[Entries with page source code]
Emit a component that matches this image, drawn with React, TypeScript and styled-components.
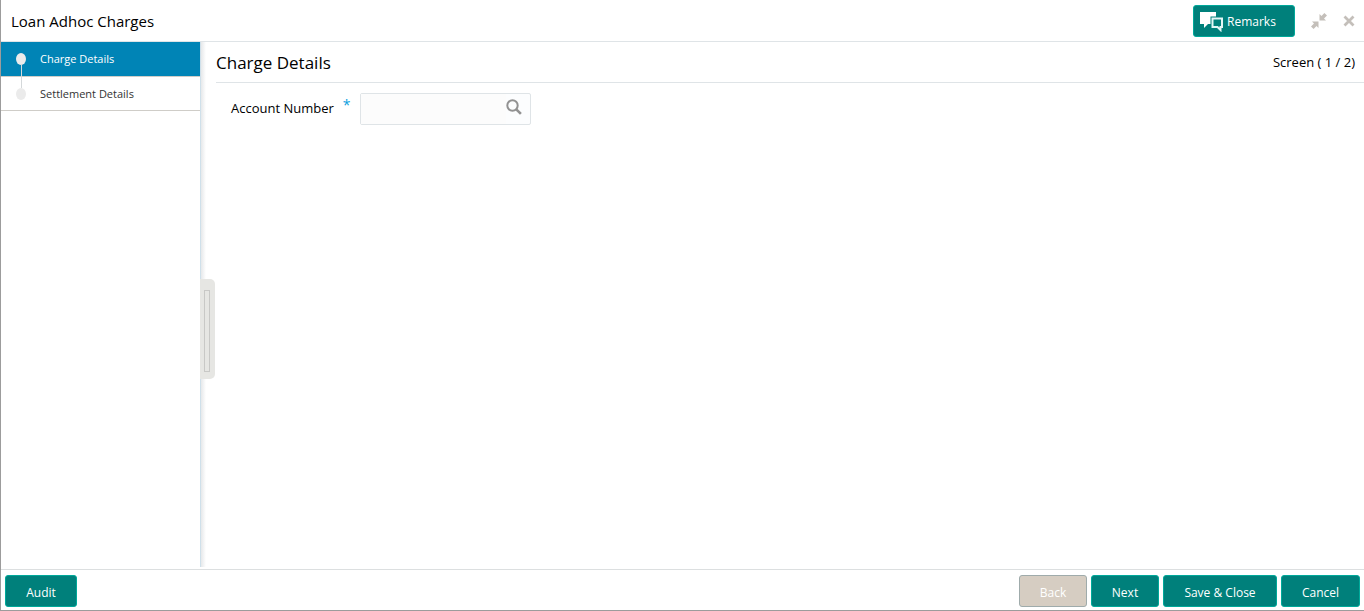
import React from 'react';
import styled, { createGlobalStyle, css } from 'styled-components';

const GlobalStyle = createGlobalStyle`
  *, *::before, *::after { box-sizing: border-box; }
  body {
    margin: 0;
    background: #fff;
    color: #000;
    font-family: 'Segoe UI', 'Open Sans', 'Noto Sans', sans-serif;
    font-size: 13px;
  }
  button, input { font: inherit; }
  h1, h2, ol { margin: 0; padding: 0; }
`;

const Window = styled.div`
  display: flex;
  flex-direction: column;
  min-height: 100vh;
  border-left: 1px solid #9c9c9c;
  border-bottom: 1px solid #9c9c9c;
`;

const Header = styled.header`
  display: flex;
  align-items: center;
  height: 42px;
  padding: 0 9px 0 10px;
  border-bottom: 1px solid #dfe4e7;
`;

const Title = styled.h1`
  flex: 1;
  font-size: 15px;
  font-weight: 400;
  line-height: 20px;
`;

const Button = styled.button<{ $width: number }>`
  display: inline-flex;
  align-items: center;
  justify-content: center;
  gap: 3px;
  width: ${({ $width }) => $width}px;
  height: 32px;
  padding: 4px 0 0;
  border: 1px solid #00a99a;
  border-radius: 3px;
  background: #00807b;
  color: #fff;
  font-size: 12px;
  line-height: 16px;
  white-space: nowrap;
  cursor: pointer;

  &:disabled {
    border-color: #9fabab;
    background: #d6cdc2;
    cursor: default;
  }
`;

const RemarksButton = styled(Button)`
  justify-content: flex-start;
  padding: 2px 0 0 6px;
`;

const IconButton = styled.button<{ $before: number }>`
  display: flex;
  margin-left: ${({ $before }) => $before}px;
  padding: 0;
  border: 0;
  background: none;
  color: #c4bfba;
  cursor: pointer;
`;

const Body = styled.div`
  display: flex;
  flex: 1;
`;

const Sidebar = styled.nav`
  flex: none;
  width: 199px;
`;

const Steps = styled.ol`
  list-style: none;
`;

const Step = styled.li`
  border-bottom: 1px solid #cfcdc8;
`;

const StepLink = styled.a<{ $active?: boolean }>`
  display: flex;
  align-items: center;
  gap: 14px;
  height: ${({ $active }) => ($active ? 34 : 33)}px;
  padding-left: 15px;
  color: #333;
  font-size: 11px;
  line-height: 16px;
  text-decoration: none;
  ${({ $active }) => $active && css`
    background: #0084b6;
    color: #fff;
  `}
`;

const Dot = styled.span<{ $joined?: boolean }>`
  position: relative;
  width: 10px;
  height: 12px;
  border-radius: 50%;
  background: #ebebeb;
  ${({ $joined }) => $joined && css`
    &::after {
      content: '';
      position: absolute;
      top: 11px;
      left: 5px;
      width: 1px;
      height: 24px;
      background: #d4d8da;
    }
  `}
`;

const Divider = styled.div`
  display: flex;
  align-items: center;
  flex: none;
  width: 15px;
  margin-bottom: 2px;
  background: linear-gradient(to right, #cfe0ea 1px, #e6e8ea 1px, #fff 6px) no-repeat;
`;

const Handle = styled.button`
  display: flex;
  align-items: center;
  justify-content: center;
  width: 15px;
  height: 100px;
  margin-top: 49px;
  padding: 4px 1px 0 0;
  border: 0;
  border-radius: 0 5px 5px 0;
  background: #e6e6e3;
  cursor: pointer;
`;

const Grip = styled.span`
  width: 6px;
  height: 82px;
  border: 1px solid #c8c8c6;
`;

const Main = styled.main`
  flex: 1;
  padding-left: 1px;
`;

const SectionHeader = styled.div`
  display: flex;
  align-items: center;
  justify-content: space-between;
  height: 41px;
  padding-right: 9px;
  border-bottom: 1px solid #dfe4e7;
`;

const SectionTitle = styled.h2`
  padding-top: 2px;
  font-size: 17px;
  font-weight: 400;
  line-height: 24px;
`;

const ScreenCount = styled.span`
  font-size: 13px;
  line-height: 16px;
`;

const Field = styled.div`
  display: flex;
  align-items: center;
  padding: 10px 15px;
`;

const Label = styled.label`
  display: flex;
  gap: 9px;
  width: 129px;
  padding-bottom: 2px;
  font-size: 13px;
  line-height: 20px;
`;

const Required = styled.span`
  color: #0aa0e0;
  font-size: 14px;
  line-height: 14px;
`;

const LookupBox = styled.div`
  display: flex;
  align-items: center;
  width: 171px;
  height: 32px;
  padding-right: 8px;
  border: 1px solid #dfe4e7;
  border-radius: 2px;
  background: #fcfdfe;
`;

const LookupInput = styled.input`
  flex: 1;
  min-width: 0;
  height: 30px;
  padding: 0 8px;
  border: 0;
  outline: 0;
  background: #fcfcfc;
`;

const LookupButton = styled.button`
  display: flex;
  padding: 0 0 4px;
  border: 0;
  background: none;
  cursor: pointer;
`;

const Footer = styled.footer`
  display: flex;
  align-items: center;
  justify-content: space-between;
  height: 41px;
  padding: 2px 4px 0;
  border-top: 1px solid #dcdfe0;
`;

const Actions = styled.div`
  display: flex;
  gap: 4px;
`;

const RemarksIcon = () => (
  <svg width="24" height="20" viewBox="0 0 24 20" aria-hidden="true">
    <path d="M0 0h16v4.5h-5.5V12H8l-4 4v-4H0z" fill="#fff" />
    <path d="M12.5 6.5h9.5v8.5h-1.5v3l-3-3h-5z" fill="none" stroke="#e2f6f6" strokeWidth="2" />
  </svg>
);

const CollapseIcon = () => (
  <svg width="16" height="16" viewBox="0 0 16 16" fill="currentColor" aria-hidden="true">
    <path d="M8.5 1v6.5H15l-2-2L16 2.6 13.4 0l-2.9 3z" />
    <path d="M7.5 15V8.5H1l2 2-3 2.9L2.6 16l2.9-3z" />
  </svg>
);

const CloseIcon = () => (
  <svg width="12" height="12" viewBox="0 0 12 12" aria-hidden="true">
    <path d="M1.5 1.5l9 9M10.5 1.5l-9 9" stroke="currentColor" strokeWidth="2.8" />
  </svg>
);

const SearchIcon = () => (
  <svg width="16" height="16" viewBox="0 0 16 16" fill="none" stroke="#929292" aria-hidden="true">
    <circle cx="6.5" cy="6.5" r="5.2" strokeWidth="2" />
    <path d="M10.3 10.3l4.6 4.6" strokeWidth="2.6" />
  </svg>
);

export default function App() {
  return (
    <>
      <GlobalStyle />
      <Window>
        <Header>
          <Title>Loan Adhoc Charges</Title>
          <RemarksButton type="button" $width={102}><RemarksIcon />Remarks</RemarksButton>
          <IconButton type="button" aria-label="Collapse" $before={16}><CollapseIcon /></IconButton>
          <IconButton type="button" aria-label="Close" $before={16}><CloseIcon /></IconButton>
        </Header>
        <Body>
          <Sidebar aria-label="Steps">
            <Steps>
              <Step><StepLink href="#charge" $active aria-current="step"><Dot $joined />Charge Details</StepLink></Step>
              <Step><StepLink href="#settlement"><Dot />Settlement Details</StepLink></Step>
            </Steps>
          </Sidebar>
          <Divider>
            <Handle type="button" aria-label="Toggle steps"><Grip /></Handle>
          </Divider>
          <Main>
            <SectionHeader>
              <SectionTitle>Charge Details</SectionTitle>
              <ScreenCount>Screen ( 1 / 2)</ScreenCount>
            </SectionHeader>
            <Field>
              <Label htmlFor="account">Account Number <Required>*</Required></Label>
              <LookupBox>
                <LookupInput id="account" type="text" required />
                <LookupButton type="button" aria-label="Search accounts"><SearchIcon /></LookupButton>
              </LookupBox>
            </Field>
          </Main>
        </Body>
        <Footer>
          <Button type="button" $width={72}>Audit</Button>
          <Actions>
            <Button type="button" $width={68} disabled>Back</Button>
            <Button type="button" $width={68}>Next</Button>
            <Button type="button" $width={114}>Save &amp; Close</Button>
            <Button type="button" $width={79}>Cancel</Button>
          </Actions>
        </Footer>
      </Window>
    </>
  );
}
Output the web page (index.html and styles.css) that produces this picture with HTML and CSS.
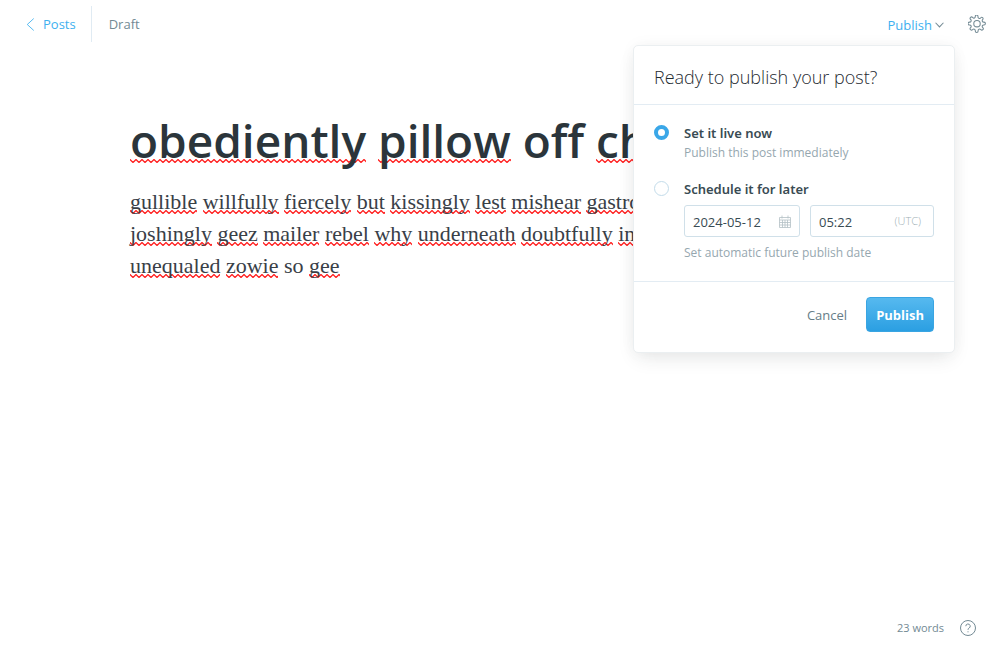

Exercise instructions
Only lines with "React" are wanted here; list each of them.

Answer for the task
Emit a component that matches this image, drawn with React, TypeScript and styled-components.
import React from 'react';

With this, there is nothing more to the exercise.